◆ Exercise prompt: Write the listing below out again exactly, dropping the images.
--- Collected data ---
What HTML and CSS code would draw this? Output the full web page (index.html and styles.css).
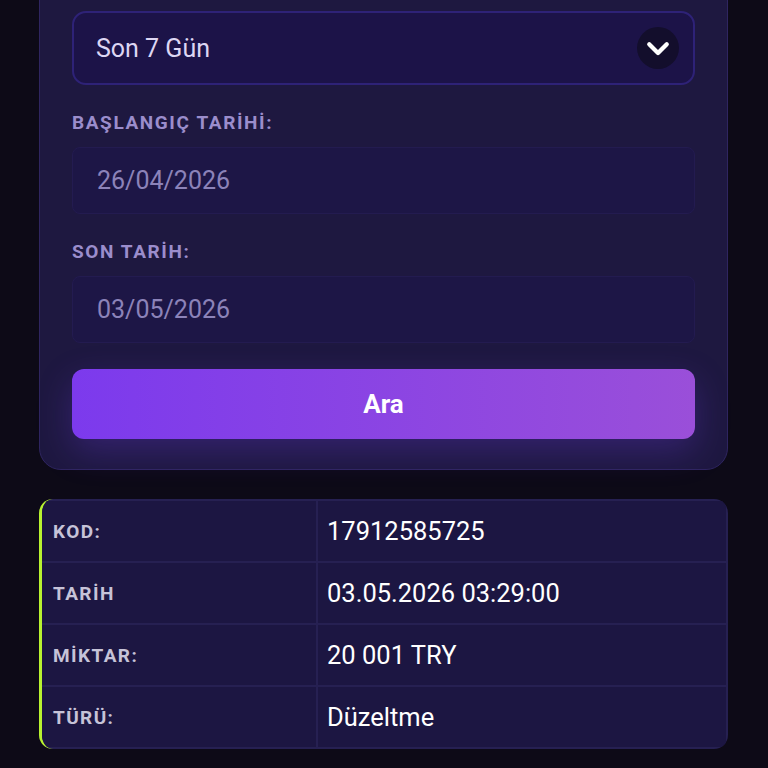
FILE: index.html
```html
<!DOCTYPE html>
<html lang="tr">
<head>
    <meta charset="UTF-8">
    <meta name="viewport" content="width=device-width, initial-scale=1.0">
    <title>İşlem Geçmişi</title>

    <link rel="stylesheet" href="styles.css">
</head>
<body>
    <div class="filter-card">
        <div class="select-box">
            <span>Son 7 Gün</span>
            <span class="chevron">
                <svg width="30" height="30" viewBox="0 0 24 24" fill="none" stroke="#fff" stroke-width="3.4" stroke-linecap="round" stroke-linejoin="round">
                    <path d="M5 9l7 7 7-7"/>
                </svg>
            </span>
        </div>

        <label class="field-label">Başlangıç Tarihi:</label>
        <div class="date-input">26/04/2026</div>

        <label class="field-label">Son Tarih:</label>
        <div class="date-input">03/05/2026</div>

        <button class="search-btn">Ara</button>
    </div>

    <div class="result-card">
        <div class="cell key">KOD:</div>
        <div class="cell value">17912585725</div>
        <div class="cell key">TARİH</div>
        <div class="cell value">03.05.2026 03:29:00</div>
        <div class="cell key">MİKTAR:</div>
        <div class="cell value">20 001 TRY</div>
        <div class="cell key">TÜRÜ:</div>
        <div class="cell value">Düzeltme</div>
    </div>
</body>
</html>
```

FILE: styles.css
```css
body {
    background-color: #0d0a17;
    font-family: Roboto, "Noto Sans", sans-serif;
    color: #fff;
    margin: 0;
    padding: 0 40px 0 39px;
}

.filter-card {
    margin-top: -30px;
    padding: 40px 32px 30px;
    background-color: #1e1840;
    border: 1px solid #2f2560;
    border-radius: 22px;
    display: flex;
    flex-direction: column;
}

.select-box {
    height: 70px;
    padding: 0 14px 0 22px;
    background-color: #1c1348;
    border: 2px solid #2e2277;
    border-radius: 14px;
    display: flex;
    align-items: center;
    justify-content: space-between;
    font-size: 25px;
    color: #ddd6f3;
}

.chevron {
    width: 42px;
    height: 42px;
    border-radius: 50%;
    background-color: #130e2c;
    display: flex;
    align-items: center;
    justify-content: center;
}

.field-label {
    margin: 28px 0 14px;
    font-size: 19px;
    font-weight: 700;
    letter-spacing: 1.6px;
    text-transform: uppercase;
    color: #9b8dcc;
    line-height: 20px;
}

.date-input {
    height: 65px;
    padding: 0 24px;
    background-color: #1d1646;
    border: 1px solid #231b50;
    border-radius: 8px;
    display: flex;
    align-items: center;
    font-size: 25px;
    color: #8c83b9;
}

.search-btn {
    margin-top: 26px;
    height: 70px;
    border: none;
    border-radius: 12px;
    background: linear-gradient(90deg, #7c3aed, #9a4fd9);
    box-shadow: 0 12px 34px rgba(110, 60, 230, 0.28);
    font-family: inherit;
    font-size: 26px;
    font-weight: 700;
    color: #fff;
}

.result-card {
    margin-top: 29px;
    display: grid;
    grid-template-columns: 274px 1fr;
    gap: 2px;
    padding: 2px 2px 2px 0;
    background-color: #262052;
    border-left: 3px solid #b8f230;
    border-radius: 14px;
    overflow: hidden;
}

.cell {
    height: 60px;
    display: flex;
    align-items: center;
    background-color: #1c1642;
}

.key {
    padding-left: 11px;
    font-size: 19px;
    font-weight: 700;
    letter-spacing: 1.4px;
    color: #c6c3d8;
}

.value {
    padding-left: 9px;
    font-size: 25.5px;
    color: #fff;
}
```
---
◆ Exercise response:
What HTML and CSS code would draw this? Output the full web page (index.html and styles.css).
FILE: index.html
```html
<!DOCTYPE html>
<html lang="tr">
<head>
    <meta charset="UTF-8">
    <meta name="viewport" content="width=device-width, initial-scale=1.0">
    <title>İşlem Geçmişi</title>

    <link rel="stylesheet" href="styles.css">
</head>
<body>
    <div class="filter-card">
        <div class="select-box">
            <span>Son 7 Gün</span>
            <span class="chevron">
                <svg width="30" height="30" viewBox="0 0 24 24" fill="none" stroke="#fff" stroke-width="3.4" stroke-linecap="round" stroke-linejoin="round">
                    <path d="M5 9l7 7 7-7"/>
                </svg>
            </span>
        </div>

        <label class="field-label">Başlangıç Tarihi:</label>
        <div class="date-input">26/04/2026</div>

        <label class="field-label">Son Tarih:</label>
        <div class="date-input">03/05/2026</div>

        <button class="search-btn">Ara</button>
    </div>

    <div class="result-card">
        <div class="cell key">KOD:</div>
        <div class="cell value">17912585725</div>
        <div class="cell key">TARİH</div>
        <div class="cell value">03.05.2026 03:29:00</div>
        <div class="cell key">MİKTAR:</div>
        <div class="cell value">20 001 TRY</div>
        <div class="cell key">TÜRÜ:</div>
        <div class="cell value">Düzeltme</div>
    </div>
</body>
</html>
```

FILE: styles.css
```css
body {
    background-color: #0d0a17;
    font-family: Roboto, "Noto Sans", sans-serif;
    color: #fff;
    margin: 0;
    padding: 0 40px 0 39px;
}

.filter-card {
    margin-top: -30px;
    padding: 40px 32px 30px;
    background-color: #1e1840;
    border: 1px solid #2f2560;
    border-radius: 22px;
    display: flex;
    flex-direction: column;
}

.select-box {
    height: 70px;
    padding: 0 14px 0 22px;
    background-color: #1c1348;
    border: 2px solid #2e2277;
    border-radius: 14px;
    display: flex;
    align-items: center;
    justify-content: space-between;
    font-size: 25px;
    color: #ddd6f3;
}

.chevron {
    width: 42px;
    height: 42px;
    border-radius: 50%;
    background-color: #130e2c;
    display: flex;
    align-items: center;
    justify-content: center;
}

.field-label {
    margin: 28px 0 14px;
    font-size: 19px;
    font-weight: 700;
    letter-spacing: 1.6px;
    text-transform: uppercase;
    color: #9b8dcc;
    line-height: 20px;
}

.date-input {
    height: 65px;
    padding: 0 24px;
    background-color: #1d1646;
    border: 1px solid #231b50;
    border-radius: 8px;
    display: flex;
    align-items: center;
    font-size: 25px;
    color: #8c83b9;
}

.search-btn {
    margin-top: 26px;
    height: 70px;
    border: none;
    border-radius: 12px;
    background: linear-gradient(90deg, #7c3aed, #9a4fd9);
    box-shadow: 0 12px 34px rgba(110, 60, 230, 0.28);
    font-family: inherit;
    font-size: 26px;
    font-weight: 700;
    color: #fff;
}

.result-card {
    margin-top: 29px;
    display: grid;
    grid-template-columns: 274px 1fr;
    gap: 2px;
    padding: 2px 2px 2px 0;
    background-color: #262052;
    border-left: 3px solid #b8f230;
    border-radius: 14px;
    overflow: hidden;
}

.cell {
    height: 60px;
    display: flex;
    align-items: center;
    background-color: #1c1642;
}

.key {
    padding-left: 11px;
    font-size: 19px;
    font-weight: 700;
    letter-spacing: 1.4px;
    color: #c6c3d8;
}

.value {
    padding-left: 9px;
    font-size: 25.5px;
    color: #fff;
}
```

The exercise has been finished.